The 10 are a remarkably strong and diverse crop of nominees with a couple that stay with you -- always a good indication. Comedy is standard on the animated side but in short supply on the live-action side.
If you're filling out a complete Oscar ballot with all two dozen categories, this will let you predict what will (or should) win on March 7. If not, you will simply find that less can be more, unless of course you are James Cameron and you're making "Avatar."
The live-action shorts range from 16 minutes to 22 minutes and include one, called "Kavi" and shot in Maharashtra, India, that seems reminiscent of last year's "Slumdog Millionaire."
- Rating: Not rated although some shorts have English subtitles. Live-action shorts contain some adult language and violent content. Animated shorts PG-13 in nature except for "Logorama," which has strong language and violence and will be shown last.

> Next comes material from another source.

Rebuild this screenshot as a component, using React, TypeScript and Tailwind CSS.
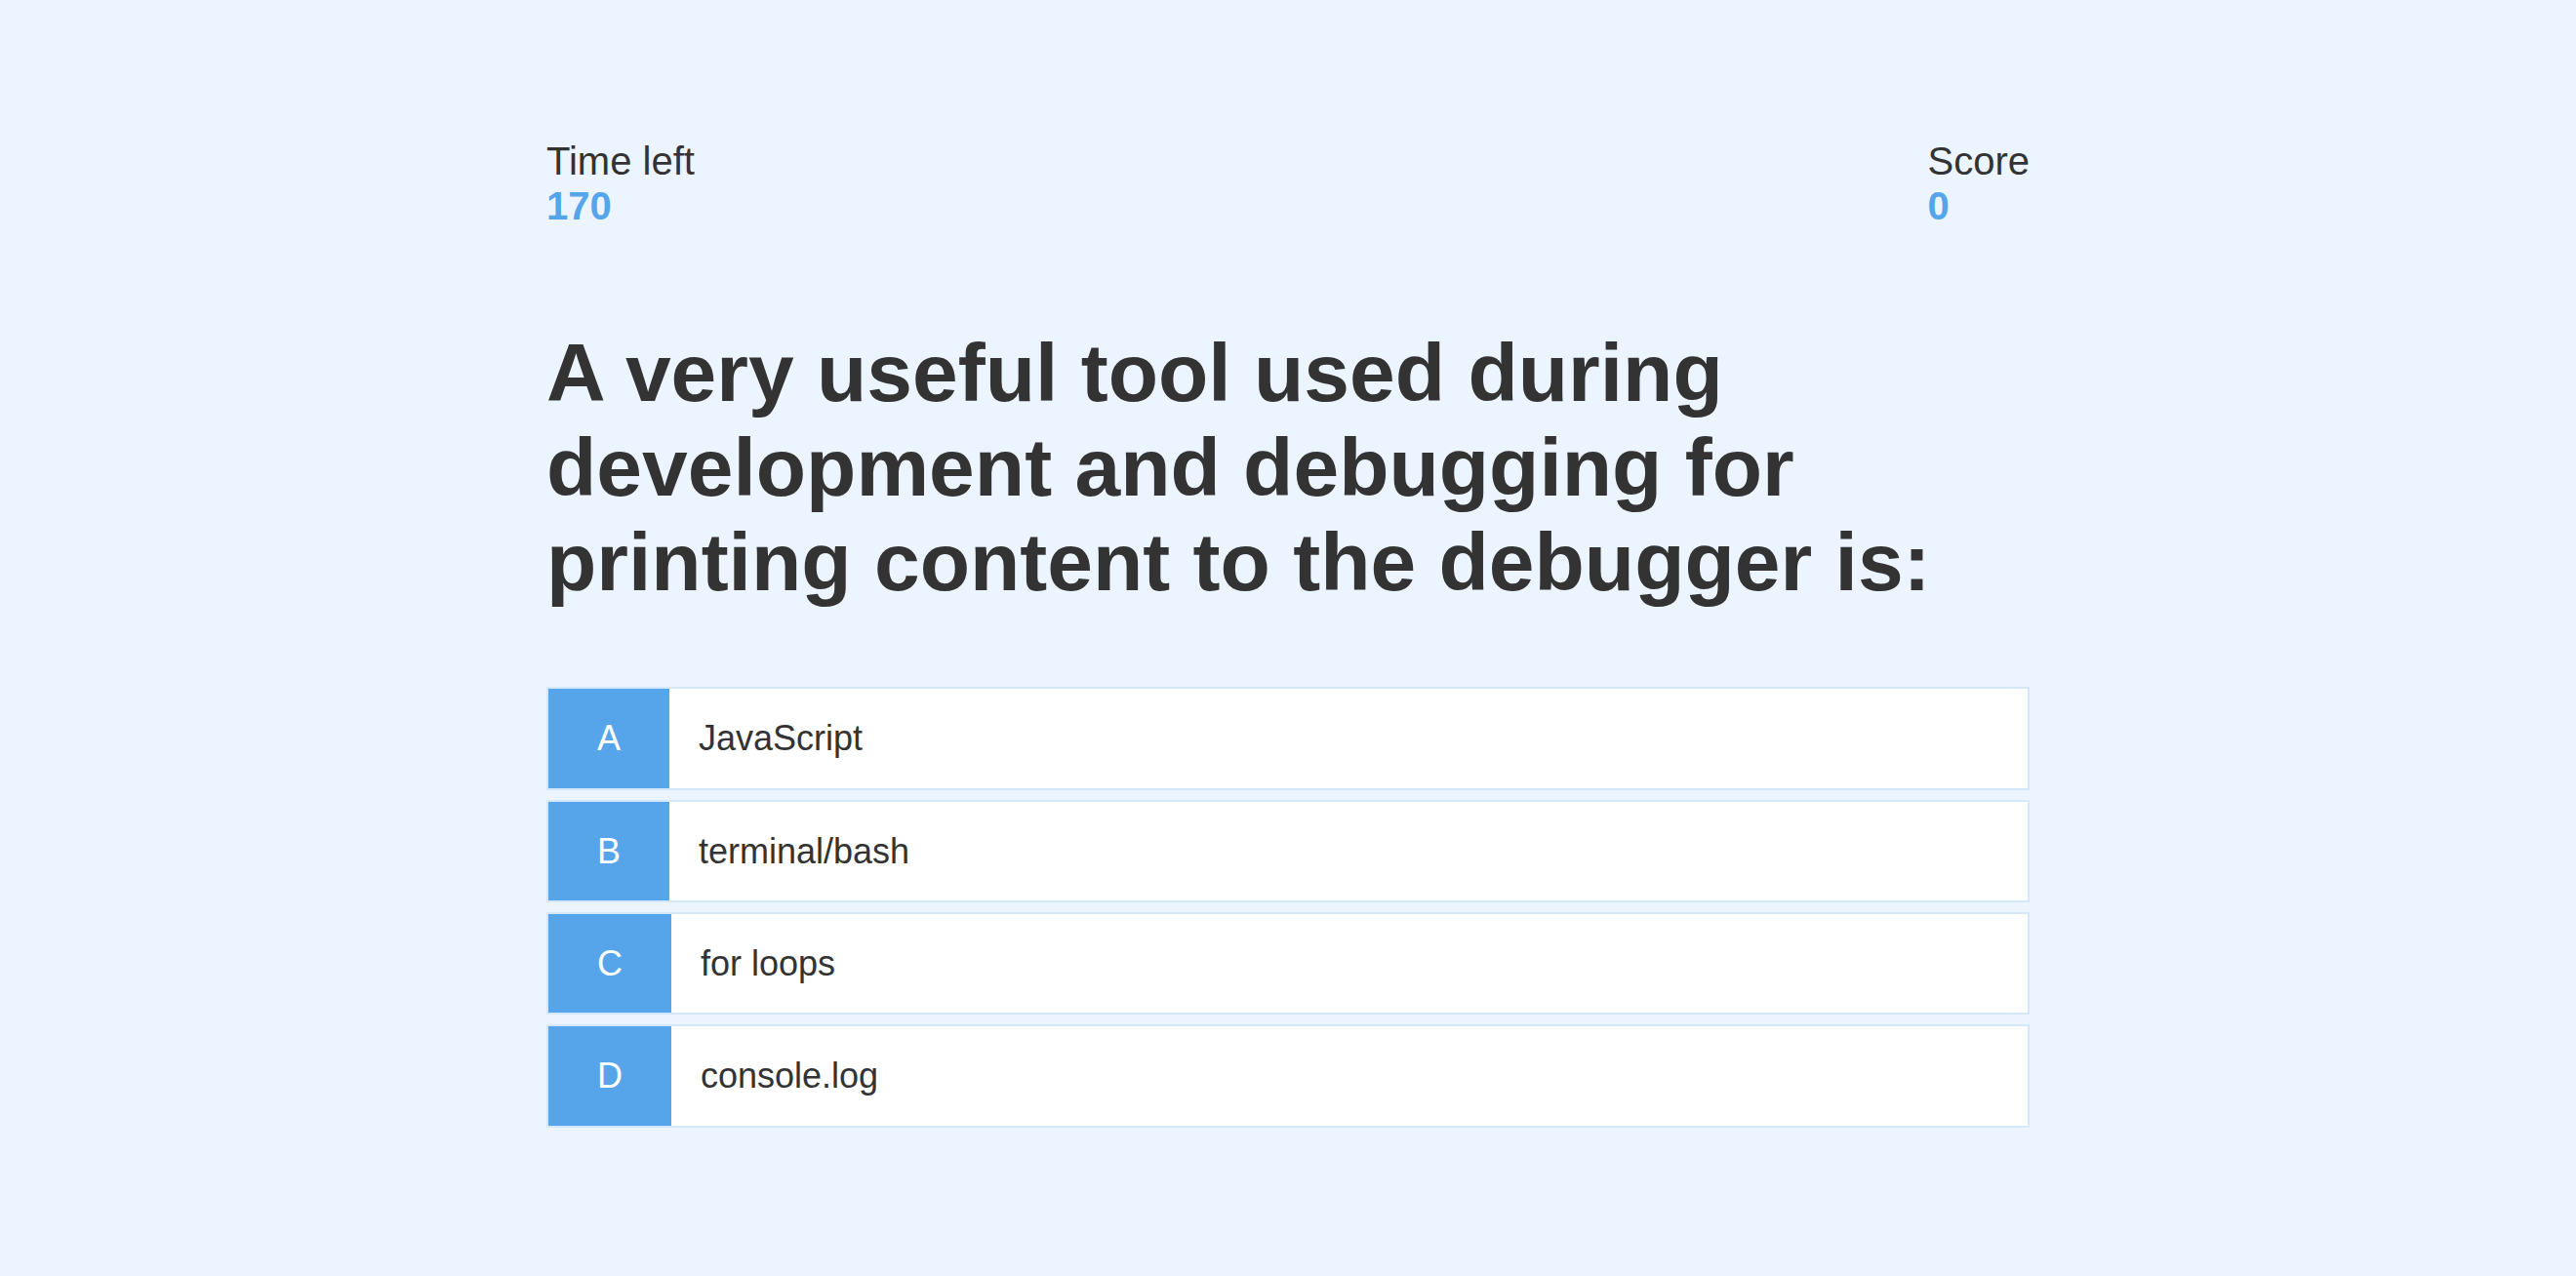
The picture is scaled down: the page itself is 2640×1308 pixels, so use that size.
const choices = [
  { prefix: 'A', text: 'JavaScript' },
  { prefix: 'B', text: 'terminal/bash' },
  { prefix: 'C', text: 'for loops' },
  { prefix: 'D', text: 'console.log' },
];

function Choice({ prefix, text }: { prefix: string; text: string }) {
  return (
    <div className="flex w-full mb-[10px] text-[36px] leading-[1.15] bg-white border-2 border-[rgba(86,165,235,0.25)] cursor-pointer">
      <p className="px-[50px] py-[30px] bg-[#56a5eb] text-white">{prefix}</p>
      <p className="p-[30px] w-full text-[#333]">{text}</p>
    </div>
  );
}

export default function App() {
  return (
    <div
      className="min-h-screen w-full bg-[#ecf5ff] text-[#333]"
      style={{ fontFamily: '"Liberation Sans", Arial, sans-serif' }}
    >
      <div className="mx-auto h-screen max-w-[1600px] p-[40px] flex flex-col justify-center">
        <div className="flex justify-between mb-[100px]">
          <div>
            <p className="text-[40px] leading-[1.15]">Time left</p>
            <p className="text-[40px] leading-[1.15] font-bold text-[#56a5eb]">170</p>
          </div>
          <div>
            <p className="text-[40px] leading-[1.15]">Score</p>
            <p className="text-[40px] leading-[1.15] font-bold text-[#56a5eb]">0</p>
          </div>
        </div>
        <h2 className="text-[84px] leading-[1.15] font-bold mb-[80px]">
          A very useful tool used during development and debugging for printing content to the debugger is:
        </h2>
        {choices.map((c) => (
          <Choice key={c.prefix} prefix={c.prefix} text={c.text} />
        ))}
      </div>
    </div>
  );
}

The title character is not an orphan begging on the streets but the young son of a man who owes 10,000 rupees (roughly $215 American) to a brick maker. That debt has turned the boy, who longs to attend school, and his parents into modern-day slaves -- three of the 27 million around the globe, we learn in a note at film's end.
Not heavy enough? Walk through "The Door," the haunting story of a man, his wife and their young daughter swept out of their apartment by the Chernobyl nuclear accident.
"That day we didn't just lose a town, we lost our whole world," the father suggests, in a way that will become achingly apparent as the story unfolds and the literal and figurative value of the door is made clear.